Cashiers: would it kill you to be friendly to a customer?

Couple of other points already touched on by others. While a simple human show of courtesy is welcome - eye contact and a nod of the head can well be sufficient - obviously artificial “flair” is a turn off.

But I’m not too sure I appreciate too much friendliness. In the grocery checkout line there are times I’m trying to pay attention to things - whether items rung up correctly, whether the bagger is crushing my produce, whether the cashier gives me my cash-over-charge. (At some stores, you can charge a certain amount over your purchase and receive that in cash. Easier than a separate trip to the ATM.) It doesn’t happen often, but there have been occasions when I was engaged in a pleasant conversation with the checker and only later realized they had not given me my $50 cash after the transaction.

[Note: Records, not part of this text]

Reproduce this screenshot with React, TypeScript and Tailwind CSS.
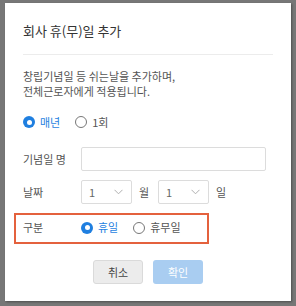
import React from "react";

const font = { fontFamily: '"Noto Sans CJK KR", "Noto Sans", sans-serif' };

function Radio({ checked, label }: { checked: boolean; label: string }) {
  return (
    <div className="flex items-center gap-[5px]">
      {checked ? (
        <span className="w-[12px] h-[12px] rounded-full bg-[#1f7fe0] flex items-center justify-center">
          <span className="w-[5px] h-[5px] rounded-full bg-white" />
        </span>
      ) : (
        <span className="w-[12px] h-[12px] rounded-full border border-[#777] bg-white" />
      )}
      <span className={checked ? "text-[#1f7fe0]" : "text-[#555]"}>{label}</span>
    </div>
  );
}

function Select() {
  return (
    <div className="w-[51px] h-[24px] border border-[#dcdcdc] rounded-[2px] flex items-center justify-between pl-[7px] pr-[8px] text-[#666]">
      <span>1</span>
      <svg width="9" height="6" viewBox="0 0 9 6" fill="none">
        <path d="M0.5 0.8 L4.5 4.8 L8.5 0.8" stroke="#b0b0b0" strokeWidth="1" />
      </svg>
    </div>
  );
}

export default function App() {
  return (
    <div className="w-[296px] h-[306px] bg-[#777777] pt-[3px] pl-[5px]" style={font}>
      <div className="w-[286px] h-[298px] bg-white shadow-[1px_1px_2px_rgba(0,0,0,0.35)] px-[18px] pt-[19px] flex flex-col text-[11px]">
        <div className="text-[13px] leading-[18px] text-[#333]">회사 휴(무)일 추가</div>
        <div className="mt-[14px] border-t border-[#ececec]" />
        <div className="mt-[14px] leading-[15px] text-[#555]">
          <div>창립기념일 등 쉬는날을 추가하며,</div>
          <div>전체근로자에게 적용됩니다.</div>
        </div>
        <div className="mt-[15px] h-[16px] flex items-center gap-[15px]">
          <Radio checked label="매년" />
          <Radio checked={false} label="1회" />
        </div>
        <div className="mt-[17px] flex items-center">
          <div className="w-[58px] text-[#555]">기념일 명</div>
          <div className="w-[185px] h-[24px] border border-[#dcdcdc] rounded-[2px]" />
        </div>
        <div className="mt-[9px] flex items-center text-[#555]">
          <div className="w-[58px]">날짜</div>
          <Select />
          <span className="ml-[7px] w-[19px]">월</span>
          <Select />
          <span className="ml-[7px]">일</span>
        </div>
        <div className="mt-[9px] ml-[-9px] w-[195px] h-[31px] border-2 border-[#e4613d] pl-[7px] flex items-center text-[#555]">
          <div className="w-[58px] -mt-[2px]">구분</div>
          <div className="flex items-center gap-[15px] -mt-[2px]">
            <Radio checked label="휴일" />
            <Radio checked={false} label="휴무일" />
          </div>
        </div>
        <div className="mt-[16px] flex justify-center gap-[10px]">
          <button className="w-[50px] h-[24px] rounded-[3px] bg-[#ececec] border border-[#dadada] text-[#444] text-[11px]">취소</button>
          <button className="w-[50px] h-[24px] rounded-[3px] bg-[#a9cdf1] text-white text-[11px]">확인</button>
        </div>
      </div>
    </div>
  );
}
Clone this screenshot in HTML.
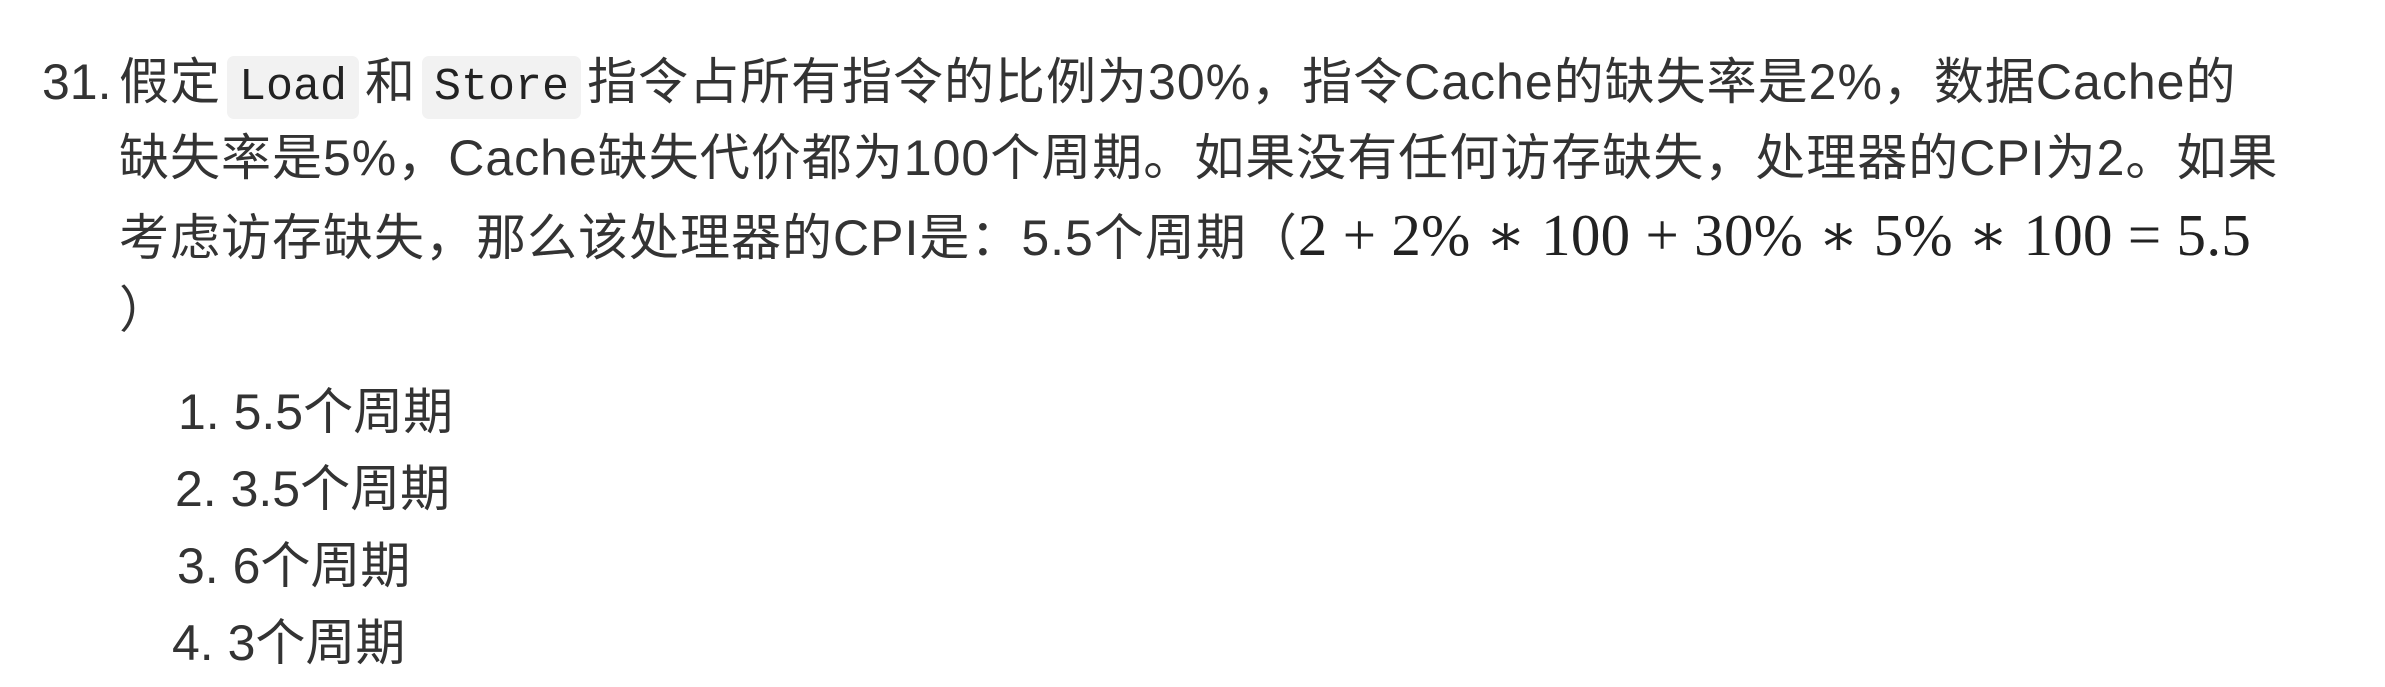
<!DOCTYPE html>
<html><head><meta charset="utf-8"><style>
html,body{margin:0;padding:0;background:#fff;}
body{width:2385px;height:687px;position:relative;overflow:hidden;color:#333;font-family:"Liberation Sans","Noto Sans CJK SC",sans-serif;font-size:50px;}
.l{position:absolute;white-space:nowrap;height:77px;line-height:77px;letter-spacing:1px;}
.li{letter-spacing:0;}
code{font-family:"Liberation Mono",monospace;font-size:45px;background:#f2f2f2;border-radius:7px;padding:6px 12px;color:#222;margin:0 6px;letter-spacing:0;}
.m{font-family:"Liberation Serif","DejaVu Serif",serif;font-size:59px;color:#222;letter-spacing:0.3px;}
</style></head><body>
<div class="l" style="left:42px;top:44px;letter-spacing:0">31.</div>
<div class="l" style="left:119px;top:44px;">假定<code>Load</code>和<code>Store</code>指令占所有指令的比例为30%，指令Cache的缺失率是2%，数据Cache的</div>
<div class="l" style="left:119px;top:120px;">缺失率是5%，Cache缺失代价都为100个周期。如果没有任何访存缺失，处理器的CPI为2。如果</div>
<div class="l" style="left:119px;top:197px;">考虑访存缺失，那么该处理器的CPI是：5.5个周期（<span class="m">2 + 2% ∗ 100 + 30% ∗ 5% ∗ 100 = 5.5</span></div>
<div class="l" style="left:119px;top:272px;">）</div>
<div class="l li" style="left:178px;top:374px;">1. 5.5个周期</div>
<div class="l li" style="left:175px;top:451px;">2. 3.5个周期</div>
<div class="l li" style="left:177px;top:528px;">3. 6个周期</div>
<div class="l li" style="left:172px;top:605px;">4. 3个周期</div>
</body></html>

Also, if I want to divulge personal information, I’ll choose to do so. Every once in a while I accompany my wife while shopping, and I’m astounded at the degree of faux friendliness displayed in some stores. At a Coach store recently, the staff were asking more personal questions about our plans for the weekend than I would expect of my immediate family! And in one store - J. Jill I believe - the staff are so aggressively friendly to a degree that I have seen other customers respond very negatively. So it can be taken too far.

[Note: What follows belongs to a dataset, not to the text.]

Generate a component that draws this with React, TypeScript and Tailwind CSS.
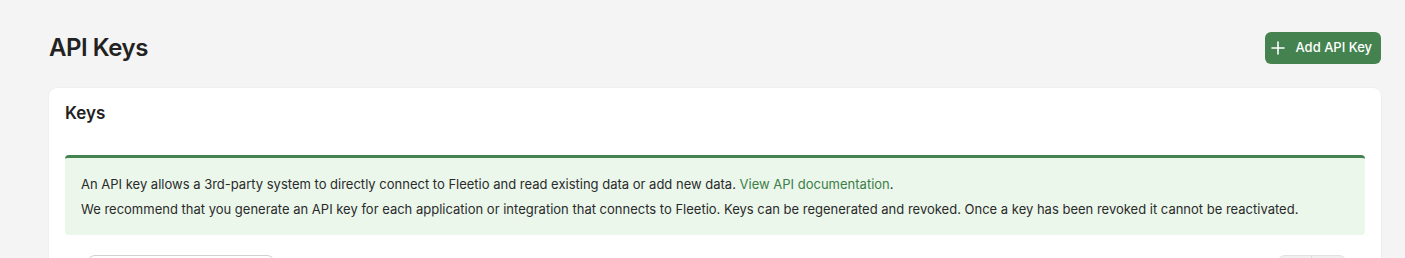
export default function App() {
  return (
    <div className="min-h-screen bg-[#f4f4f4] text-[#222] font-['Inter',sans-serif] pl-[49px] pr-[24px] pt-[32px]">
      <div className="flex items-center justify-between h-[32px]">
        <h1 className="text-[24px] font-semibold tracking-[-0.45px] text-[#222]">API Keys</h1>
        <button className="flex items-center gap-[10px] h-[32px] pl-[6px] pr-[9px] rounded-[6px] bg-[#44834f] text-white text-[13px] font-medium">
          <svg width="14" height="14" viewBox="0 0 14 14" fill="none" stroke="currentColor" strokeWidth="1.6" strokeLinecap="round">
            <path d="M7 1v12M1 7h12" />
          </svg>
          Add API Key
        </button>
      </div>

      <div className="mt-[24px] bg-white rounded-[8px] shadow-[0_0_2px_rgba(0,0,0,0.08)] px-[16px] pt-[12px]">
        <h2 className="text-[17px] font-semibold leading-[26px]">Keys</h2>

        <div className="mt-[29px] border-t-[3px] border-[#44834f] rounded-[4px] bg-[#eaf7ea] px-[16px] pt-[14px] pb-[13px] text-[13px] leading-[25px] text-[#2a2a2a]">
          <p>
            An API key allows a 3rd-party system to directly connect to Fleetio and read existing data or add new data.{' '}
            <a href="#" className="text-[#3d7d49]">View API documentation</a>.
          </p>
          <p>
            We recommend that you generate an API key for each application or integration that connects to Fleetio. Keys can be regenerated and revoked. Once a key has been revoked it cannot be reactivated.
          </p>
        </div>

        <div className="flex items-center justify-between pl-[22px] pr-[18px] pt-[20px] pb-[12px]">
          <input
            className="w-[188px] h-[32px] rounded-[8px] border border-[#d0d0d0] px-3 text-[13px]"
            placeholder=""
          />
          <div className="flex h-[32px] rounded-[8px] border border-[#e2e2e2] bg-[#f0f0f0] overflow-hidden">
            <div className="w-[34px] border-r border-[#dcdcdc]" />
            <div className="w-[34px]" />
          </div>
        </div>
      </div>
    </div>
  )
}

Yes, it might actually kill them to be friendly to customers. When I worked in service, I died a little bit inside every time I smiled at or was welcoming to someone and he or she not only couldn’t acknowledge it, but at best treated me as a prop or a piece of furniture, or at worst would look snidely at me as if they were thinking “just ring up my purchases and don’t bother me with your humanity.”
It wasn’t my dream job by any means, but I did it because there were bills to pay and I take my responsibilities seriously. I think I have a pretty great work ethic, no matter the job. But dealing with one snatch-faced customer after another after another can figuratively kill you a little bit inside.
The corner store I generally stop into on my way home in the evenings has one cashier who has been there for years and he obviously HATES most customers. It’s obvious because he’s told me so. :stuck_out_tongue: But he likes me because I acknowledge him as a human being, rather than a drone, and I sympathize with him and life’s circumstances.

Yes. Yes, it would.

hi how are you will this be all regular or premium do you have a speedway card would you like to buy some of our candy enter your pin or hit the red button for credit thank you have a good afternoon i can help the next in line please

It certainly doesn’t help that some retailers actively court people who are bad at the job, by offering low wages and part time (no benefit) work. The only people taking that job are people who are desperate, worthless, or just passing the time until something better comes along.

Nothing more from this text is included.